Image by Sarah Dorweiler
Image by Brett Jordan

Acceptance and Commitment Therapy, ACT said as one word, is a type of third-wave cognitive behavioral therapy that emphasizes the development of psychological flexibility and the acceptance of internal experiences that cannot be controlled. The therapy helps people accept thoughts and feelings as a way to move forward and make meaningful changes in one's life.

ACT is based on the idea that people experience psychological suffering when they struggle against or try to avoid their negative thoughts and feelings. In contrast, when people accept these experiences as a natural part of the human condition, they can begin to make choices that align with their values and move towards a more fulfilling life.

ACT focuses on clarifying one's values and setting goals that align with those values.
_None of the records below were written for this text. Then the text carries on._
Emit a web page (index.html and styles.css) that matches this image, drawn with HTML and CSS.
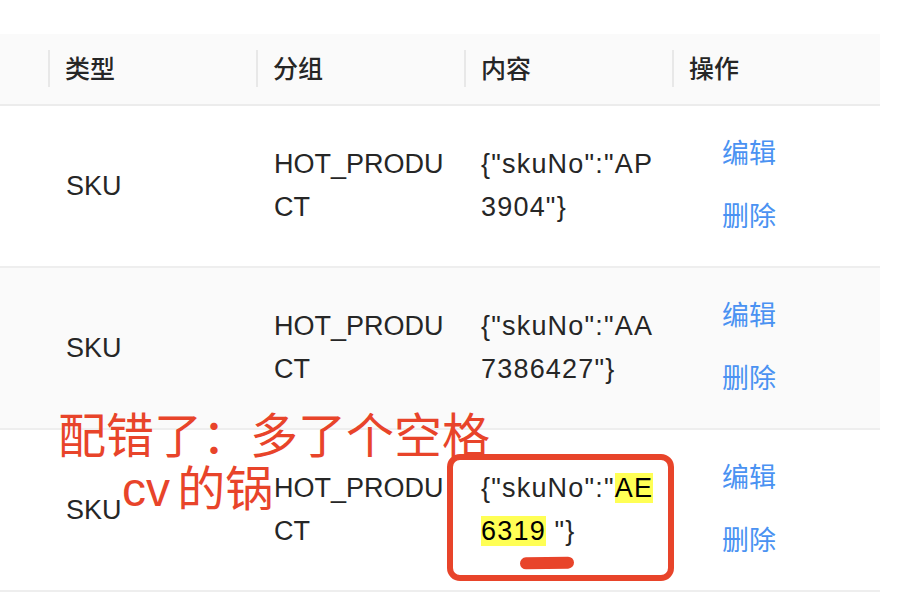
FILE: index.html
```html
<!DOCTYPE html>
<html lang="zh">
<head>
<meta charset="utf-8">
<title>SKU 配置</title>
<link rel="stylesheet" href="styles.css">
</head>
<body>
<div class="page">
  <div class="table">
    <div class="row head">
      <div class="cell first"></div>
      <div class="cell th">类型</div>
      <div class="cell th">分组</div>
      <div class="cell th">内容</div>
      <div class="cell th">操作</div>
    </div>
    <div class="row">
      <div class="cell first"></div>
      <div class="cell">SKU</div>
      <div class="cell">HOT_PRODUCT</div>
      <div class="cell content"><span class="txt">{"skuNo":"AP3904"}</span></div>
      <div class="cell actions"><a>编辑</a><a>删除</a></div>
    </div>
    <div class="row striped">
      <div class="cell first"></div>
      <div class="cell">SKU</div>
      <div class="cell">HOT_PRODUCT</div>
      <div class="cell content"><span class="txt">{"skuNo":"AA7386427"}</span></div>
      <div class="cell actions"><a>编辑</a><a>删除</a></div>
    </div>
    <div class="row">
      <div class="cell first"></div>
      <div class="cell">SKU</div>
      <div class="cell">HOT_PRODUCT</div>
      <div class="cell content"><span class="txt">{"skuNo":"<span class="hl">AE6319</span> "}</span></div>
      <div class="cell actions"><a>编辑</a><a>删除</a></div>
    </div>
  </div>

  <div class="note">
    <div class="note-line">配错了：多了个空格</div>
    <div class="note-line indent">cv 的锅</div>
  </div>
  <div class="circle"></div>
  <div class="underline"></div>
</div>
</body>
</html>
```

FILE: styles.css
```css
* { box-sizing: border-box; }

html, body {
  margin: 0;
  padding: 0;
  background: #ffffff;
}

body {
  font-family: "Liberation Sans", "Noto Sans CJK SC", sans-serif;
  color: #262626;
}

.page {
  width: 904px;
  height: 614px;
  padding-top: 34px;
  overflow: hidden;
}

.table {
  width: 880px;
}

.row {
  display: grid;
  grid-template-columns: 48px 208px 208px 208px 208px;
  height: 162px;
  border-bottom: 2px solid #eeeeee;
  background: #ffffff;
}

.row.striped {
  background: #fafafa;
}

.row.head {
  height: 72px;
  background: #fafafa;
  border-bottom: 2px solid #ececec;
}

.cell {
  display: flex;
  align-items: center;
  padding: 0 10px 0 18px;
  font-size: 27px;
  line-height: 43px;
  word-break: break-all;
}

.cell.first {
  padding: 0;
}

.th {
  position: relative;
  padding-left: 17px;
  font-size: 25px;
  font-weight: 500;
  color: #262626;
}

.th::before {
  content: "";
  position: absolute;
  left: 0;
  top: 16px;
  width: 2px;
  height: 37px;
  background: #e8e8e8;
}

.content {
  padding-left: 17px;
  letter-spacing: 1.2px;
}

.hl {
  background: #ffff55;
  color: #000000;
}

.actions {
  flex-direction: column;
  align-items: flex-start;
  justify-content: center;
  gap: 20px;
  padding-left: 50px;
}

.actions a {
  color: #4a92f2;
  cursor: pointer;
}

.note {
  position: absolute;
  left: 58px;
  top: 410px;
  color: #e8442a;
  font-size: 48px;
  line-height: 53px;
  white-space: nowrap;
}

.note-line.indent {
  margin-left: 64px;
  word-spacing: -6px;
}

.circle {
  position: absolute;
  left: 447px;
  top: 454px;
  width: 227px;
  height: 127px;
  border: 6px solid #e8442a;
  border-radius: 13px;
}

.underline {
  position: absolute;
  left: 520px;
  top: 557px;
  width: 54px;
  height: 12px;
  background: #e8442a;
  border-radius: 6px;
  transform: rotate(-1deg);
}
```
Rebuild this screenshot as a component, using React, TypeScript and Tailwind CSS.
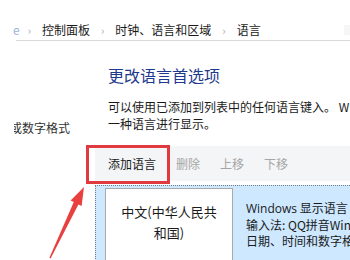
import React from 'react';

const cjk = { fontFamily: '"Noto Sans CJK SC", "Noto Sans", sans-serif' };

function Crumb({ children }: { children: React.ReactNode }) {
  return <span className="text-[12px] text-[#1a1a1a] leading-none">{children}</span>;
}

function Sep() {
  return <span className="text-[11px] text-[#a8a8a8] leading-none">›</span>;
}

export default function App() {
  return (
    <div className="relative w-[350px] h-[260px] overflow-hidden bg-white" style={cjk}>
      {/* Breadcrumb */}
      <div className="flex items-center h-[40px] pt-[20px] pl-[16px] gap-[11px]">
        <span className="text-[12px] text-[#9db6d6] leading-none -ml-[3px] -mr-[3px]">e</span>
        <Sep />
        <Crumb>控制面板</Crumb>
        <Sep />
        <Crumb>时钟、语言和区域</Crumb>
        <Sep />
        <Crumb>语言</Crumb>
        <div className="ml-auto w-[6px] h-[10px] bg-[#f6f6f6]" />
      </div>
      <div className="ml-[16px] h-px bg-[#d9d9d9]" />

      <div className="flex">
        {/* Left nav */}
        <div className="w-[95px] shrink-0 pl-[14px] pt-[78px]">
          <div className="overflow-hidden">
            <div className="-ml-[4px] text-[12px] text-[#333] whitespace-nowrap">或数字格式</div>
          </div>
        </div>

        {/* Main */}
        <div className="flex-1 min-w-0">
          <div className="pl-[13px] pt-[24px]">
            <h1 className="text-[16px] text-[#1e3a8c] leading-[20px] whitespace-nowrap">更改语言首选项</h1>
            <p className="mt-[13px] text-[12px] leading-[17px] text-[#1a1a1a] whitespace-nowrap">
              可以使用已添加到列表中的任何语言键入。 Windows<br />
              一种语言进行显示。
            </p>
          </div>

          {/* Toolbar */}
          <div className="mt-[14px] h-[35px] bg-[#f4f5f7] flex items-center pl-[13px] gap-[20px] text-[12px] whitespace-nowrap">
            <span className="text-[#1a1a1a]">添加语言</span>
            <span className="text-[#a5a5a5]">删除</span>
            <span className="text-[#a5a5a5]">上移</span>
            <span className="text-[#a5a5a5]">下移</span>
          </div>

          {/* Language list */}
          <div className="mt-[4px] border border-dotted border-[#6f7f90] border-r-0 border-b-0 bg-[#cde8ff] h-[80px] flex pl-[9px] pt-[2px]">
            <div className="w-[128px] shrink-0 bg-white border border-[#a9a9a9] flex flex-col items-center pt-[12px] text-[13px] leading-[21px] text-[#1a1a1a]">
              <span>中文(中华人民共</span>
              <span>和国)</span>
            </div>
            <div className="pl-[13px] pt-[12px] text-[12px] leading-[16px] text-[#1a1a1a] whitespace-nowrap">
              <div><span style={{ fontFamily: '"Open Sans", "Noto Sans", sans-serif' }}>Windows</span> 显示语言</div>
              <div>输入法: QQ拼音Windows</div>
              <div>日期、时间和数字格式</div>
            </div>
          </div>
        </div>
      </div>

      {/* Annotation: red box */}
      <div className="absolute left-[86px] top-[145px] w-[84px] h-[39px] border-[3px] border-[#e03a3e]" />

      {/* Annotation: red arrow */}
      <svg className="absolute left-0 top-0" width="350" height="260" viewBox="0 0 350 260">
        <polygon
          points="84,187 81.6,206 78.4,204.4 50.6,258.4 49.4,257.8 73.8,202 70.6,200.4"
          fill="#e8403f"
        />
      </svg>
    </div>
  );
}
The therapy aims to help people identify and modify patterns of behavior that are not in line with their values while also helping them learn to accept and tolerate unpleasant thoughts, feelings, and physical sensations that may arise during the process of change.


ACT has been shown to be effective for a range of mental health concerns, including but not limited to anxiety, depression, OCD, and chronic pain. The therapy often involves a combination of mindfulness exercises, which involve bringing one's attention to the present moment without judgment, cognitive defusion techniques, which help individuals distance themselves from negative thoughts and emotions, values clarification exercises, and behavioral changes.